:: SOURCE DATA ::
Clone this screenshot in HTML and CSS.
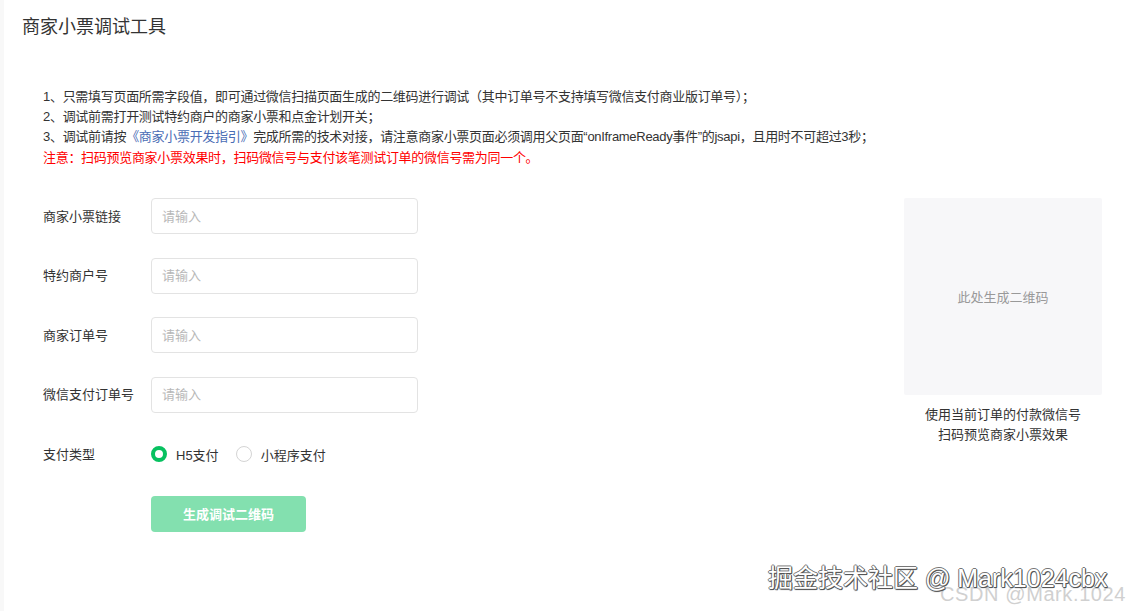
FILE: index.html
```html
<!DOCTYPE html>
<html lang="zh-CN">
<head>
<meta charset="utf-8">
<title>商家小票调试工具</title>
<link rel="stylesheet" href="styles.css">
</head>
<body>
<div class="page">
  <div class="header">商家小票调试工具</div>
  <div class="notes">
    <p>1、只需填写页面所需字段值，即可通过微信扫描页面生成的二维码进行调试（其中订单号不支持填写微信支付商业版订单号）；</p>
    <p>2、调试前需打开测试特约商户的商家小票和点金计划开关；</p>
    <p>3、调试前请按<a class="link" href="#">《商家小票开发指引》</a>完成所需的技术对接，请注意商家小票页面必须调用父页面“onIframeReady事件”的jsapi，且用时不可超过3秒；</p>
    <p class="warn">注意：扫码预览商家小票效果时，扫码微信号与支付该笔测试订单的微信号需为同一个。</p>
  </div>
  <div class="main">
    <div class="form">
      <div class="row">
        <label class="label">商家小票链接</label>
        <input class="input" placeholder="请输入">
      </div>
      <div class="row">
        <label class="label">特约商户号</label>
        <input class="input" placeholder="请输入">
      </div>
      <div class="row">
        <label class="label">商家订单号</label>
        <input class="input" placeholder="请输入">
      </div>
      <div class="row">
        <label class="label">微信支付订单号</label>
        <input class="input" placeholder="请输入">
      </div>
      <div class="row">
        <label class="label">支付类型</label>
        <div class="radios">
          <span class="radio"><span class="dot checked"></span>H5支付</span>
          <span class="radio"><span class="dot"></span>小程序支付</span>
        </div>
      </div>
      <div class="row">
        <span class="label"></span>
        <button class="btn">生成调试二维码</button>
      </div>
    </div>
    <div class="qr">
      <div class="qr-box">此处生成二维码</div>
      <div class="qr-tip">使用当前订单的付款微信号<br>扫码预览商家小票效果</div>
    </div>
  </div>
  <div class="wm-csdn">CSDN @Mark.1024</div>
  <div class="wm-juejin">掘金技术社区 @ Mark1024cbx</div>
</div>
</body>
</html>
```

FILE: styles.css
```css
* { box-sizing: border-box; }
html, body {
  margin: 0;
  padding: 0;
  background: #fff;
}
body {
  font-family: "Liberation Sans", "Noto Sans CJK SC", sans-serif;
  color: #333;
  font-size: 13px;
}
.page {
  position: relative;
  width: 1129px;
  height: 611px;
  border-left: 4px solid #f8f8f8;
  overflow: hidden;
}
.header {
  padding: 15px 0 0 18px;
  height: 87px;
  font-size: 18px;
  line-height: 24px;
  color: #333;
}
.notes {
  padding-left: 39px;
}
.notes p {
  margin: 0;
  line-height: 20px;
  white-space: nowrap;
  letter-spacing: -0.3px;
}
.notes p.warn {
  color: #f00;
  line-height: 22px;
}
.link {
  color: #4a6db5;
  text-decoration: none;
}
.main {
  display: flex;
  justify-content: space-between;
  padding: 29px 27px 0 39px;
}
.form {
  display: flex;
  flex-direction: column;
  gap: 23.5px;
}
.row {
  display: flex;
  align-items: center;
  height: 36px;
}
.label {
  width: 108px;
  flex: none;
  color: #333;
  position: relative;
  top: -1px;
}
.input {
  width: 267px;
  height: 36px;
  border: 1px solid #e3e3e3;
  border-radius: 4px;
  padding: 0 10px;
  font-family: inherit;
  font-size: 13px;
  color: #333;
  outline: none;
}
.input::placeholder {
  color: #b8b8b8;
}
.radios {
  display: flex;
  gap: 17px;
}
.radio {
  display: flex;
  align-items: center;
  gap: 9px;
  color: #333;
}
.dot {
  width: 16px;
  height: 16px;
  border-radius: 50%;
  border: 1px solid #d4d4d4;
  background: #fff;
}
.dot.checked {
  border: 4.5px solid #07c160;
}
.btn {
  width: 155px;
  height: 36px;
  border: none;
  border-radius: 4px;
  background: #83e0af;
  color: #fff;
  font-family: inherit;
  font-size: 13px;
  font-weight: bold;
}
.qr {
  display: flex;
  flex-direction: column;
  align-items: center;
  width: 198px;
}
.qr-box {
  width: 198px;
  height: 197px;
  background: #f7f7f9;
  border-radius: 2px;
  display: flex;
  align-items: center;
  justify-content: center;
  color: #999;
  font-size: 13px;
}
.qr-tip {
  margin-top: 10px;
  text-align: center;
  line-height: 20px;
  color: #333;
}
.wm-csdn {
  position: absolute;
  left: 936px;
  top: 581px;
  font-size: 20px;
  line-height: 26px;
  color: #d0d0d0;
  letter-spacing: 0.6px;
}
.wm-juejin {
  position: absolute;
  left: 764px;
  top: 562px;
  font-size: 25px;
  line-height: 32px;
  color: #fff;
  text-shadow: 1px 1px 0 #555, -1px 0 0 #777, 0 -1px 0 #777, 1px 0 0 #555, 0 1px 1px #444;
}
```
:::
_REQUEST_
Leave the pictures out and copy the rest of the data exactly.

_RESULT BELOW_
Clone this screenshot in HTML and CSS.
FILE: index.html
```html
<!DOCTYPE html>
<html lang="zh-CN">
<head>
<meta charset="utf-8">
<title>商家小票调试工具</title>
<link rel="stylesheet" href="styles.css">
</head>
<body>
<div class="page">
  <div class="header">商家小票调试工具</div>
  <div class="notes">
    <p>1、只需填写页面所需字段值，即可通过微信扫描页面生成的二维码进行调试（其中订单号不支持填写微信支付商业版订单号）；</p>
    <p>2、调试前需打开测试特约商户的商家小票和点金计划开关；</p>
    <p>3、调试前请按<a class="link" href="#">《商家小票开发指引》</a>完成所需的技术对接，请注意商家小票页面必须调用父页面“onIframeReady事件”的jsapi，且用时不可超过3秒；</p>
    <p class="warn">注意：扫码预览商家小票效果时，扫码微信号与支付该笔测试订单的微信号需为同一个。</p>
  </div>
  <div class="main">
    <div class="form">
      <div class="row">
        <label class="label">商家小票链接</label>
        <input class="input" placeholder="请输入">
      </div>
      <div class="row">
        <label class="label">特约商户号</label>
        <input class="input" placeholder="请输入">
      </div>
      <div class="row">
        <label class="label">商家订单号</label>
        <input class="input" placeholder="请输入">
      </div>
      <div class="row">
        <label class="label">微信支付订单号</label>
        <input class="input" placeholder="请输入">
      </div>
      <div class="row">
        <label class="label">支付类型</label>
        <div class="radios">
          <span class="radio"><span class="dot checked"></span>H5支付</span>
          <span class="radio"><span class="dot"></span>小程序支付</span>
        </div>
      </div>
      <div class="row">
        <span class="label"></span>
        <button class="btn">生成调试二维码</button>
      </div>
    </div>
    <div class="qr">
      <div class="qr-box">此处生成二维码</div>
      <div class="qr-tip">使用当前订单的付款微信号<br>扫码预览商家小票效果</div>
    </div>
  </div>
  <div class="wm-csdn">CSDN @Mark.1024</div>
  <div class="wm-juejin">掘金技术社区 @ Mark1024cbx</div>
</div>
</body>
</html>
```

FILE: styles.css
```css
* { box-sizing: border-box; }
html, body {
  margin: 0;
  padding: 0;
  background: #fff;
}
body {
  font-family: "Liberation Sans", "Noto Sans CJK SC", sans-serif;
  color: #333;
  font-size: 13px;
}
.page {
  position: relative;
  width: 1129px;
  height: 611px;
  border-left: 4px solid #f8f8f8;
  overflow: hidden;
}
.header {
  padding: 15px 0 0 18px;
  height: 87px;
  font-size: 18px;
  line-height: 24px;
  color: #333;
}
.notes {
  padding-left: 39px;
}
.notes p {
  margin: 0;
  line-height: 20px;
  white-space: nowrap;
  letter-spacing: -0.3px;
}
.notes p.warn {
  color: #f00;
  line-height: 22px;
}
.link {
  color: #4a6db5;
  text-decoration: none;
}
.main {
  display: flex;
  justify-content: space-between;
  padding: 29px 27px 0 39px;
}
.form {
  display: flex;
  flex-direction: column;
  gap: 23.5px;
}
.row {
  display: flex;
  align-items: center;
  height: 36px;
}
.label {
  width: 108px;
  flex: none;
  color: #333;
  position: relative;
  top: -1px;
}
.input {
  width: 267px;
  height: 36px;
  border: 1px solid #e3e3e3;
  border-radius: 4px;
  padding: 0 10px;
  font-family: inherit;
  font-size: 13px;
  color: #333;
  outline: none;
}
.input::placeholder {
  color: #b8b8b8;
}
.radios {
  display: flex;
  gap: 17px;
}
.radio {
  display: flex;
  align-items: center;
  gap: 9px;
  color: #333;
}
.dot {
  width: 16px;
  height: 16px;
  border-radius: 50%;
  border: 1px solid #d4d4d4;
  background: #fff;
}
.dot.checked {
  border: 4.5px solid #07c160;
}
.btn {
  width: 155px;
  height: 36px;
  border: none;
  border-radius: 4px;
  background: #83e0af;
  color: #fff;
  font-family: inherit;
  font-size: 13px;
  font-weight: bold;
}
.qr {
  display: flex;
  flex-direction: column;
  align-items: center;
  width: 198px;
}
.qr-box {
  width: 198px;
  height: 197px;
  background: #f7f7f9;
  border-radius: 2px;
  display: flex;
  align-items: center;
  justify-content: center;
  color: #999;
  font-size: 13px;
}
.qr-tip {
  margin-top: 10px;
  text-align: center;
  line-height: 20px;
  color: #333;
}
.wm-csdn {
  position: absolute;
  left: 936px;
  top: 581px;
  font-size: 20px;
  line-height: 26px;
  color: #d0d0d0;
  letter-spacing: 0.6px;
}
.wm-juejin {
  position: absolute;
  left: 764px;
  top: 562px;
  font-size: 25px;
  line-height: 32px;
  color: #fff;
  text-shadow: 1px 1px 0 #555, -1px 0 0 #777, 0 -1px 0 #777, 1px 0 0 #555, 0 1px 1px #444;
}
```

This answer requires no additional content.